Comcast Resetting About 200K Passwords
Comcast confirmed that it has contacted about 200,000 broadband subs to secure their MSO-supplied email accounts and reset their passwords after discovering that a Dark Web seller was trying to unload a list of almost 600,000 Comcast email addresses and passwords.
CSO Online, which first reported on the Dark Web sale, said the seller was hawking batches of 100,000 accounts for $300 each, but the final price was $1,000.
A Comcast official said about 30% of the 590,000 records being sold were active, (Comcast ended the third quarter of 2015 with 22.86 million residential high-speed Internet subs).
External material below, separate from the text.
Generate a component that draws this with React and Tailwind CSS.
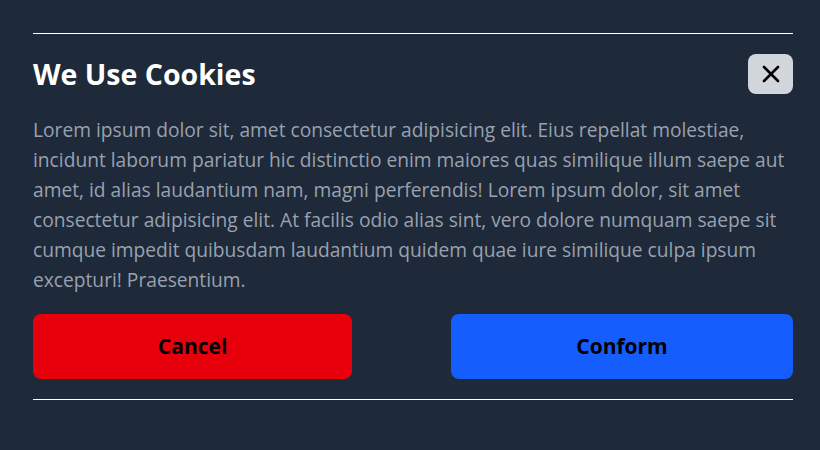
import React from 'react';
import { X } from 'lucide-react';

const App = () => {
  return (
    <div className="min-h-[450px] w-full bg-[#1e2939] pl-[33px] pr-[27px] pt-[33px] font-['Open_Sans',sans-serif]">
      <div className="border-y border-white py-5">
        <div className="flex items-center justify-between">
          <h2 className="text-[28.5px] font-bold leading-10 text-white">We Use Cookies</h2>
          <button className="flex h-10 w-[45px] items-center justify-center rounded-lg bg-[#d1d5dc] text-black">
            <X className="h-7 w-7" strokeWidth={2.25} />
          </button>
        </div>
        <p className="mt-[21px] text-[19.2px] leading-[30px] text-[#99a1af]">
          Lorem ipsum dolor sit, amet consectetur adipisicing elit. Eius repellat molestiae, incidunt laborum pariatur hic
          distinctio enim maiores quas similique illum saepe aut amet, id alias laudantium nam, magni perferendis! Lorem
          ipsum dolor, sit amet consectetur adipisicing elit. At facilis odio alias sint, vero dolore numquam saepe sit
          cumque impedit quibusdam laudantium quidem quae iure similique culpa ipsum excepturi! Praesentium.
        </p>
        <div className="mt-[19px] flex justify-between">
          <button className="h-[65px] w-[42%] rounded-lg bg-[#e7000b] text-[21px] font-bold text-black">Cancel</button>
          <button className="h-[65px] w-[45%] rounded-lg bg-[#155dfc] text-[21px] font-bold text-black">Conform</button>
        </div>
      </div>
    </div>
  );
};

export default App;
In addition to accessing email, subscribers use those credentials to access TV Everywhere services.
Comcast has not pinned down the exact source of the information being sold -- the data could have been harvested outside of Comcast’s systems via phishing, malware and other schemes.
“We do know that it was not from us,” the official said, noting that Comcast is contacting impacted subscribers about resetting their passwords. “It was not a breach of our system.”
According to CSO Online, commenters speculated that the Comcast list was “recycled information,” and tagged the Dark Web seller as a “scammer.”
Though Comcast said the information that showed up on Dark Web was not sourced though a breach of its systems, cybersecurity has become a critical area of emphasis for the cable industry. At last month’s SCTE Cable-Tec Expo, organizers dedicated a full day to the topic.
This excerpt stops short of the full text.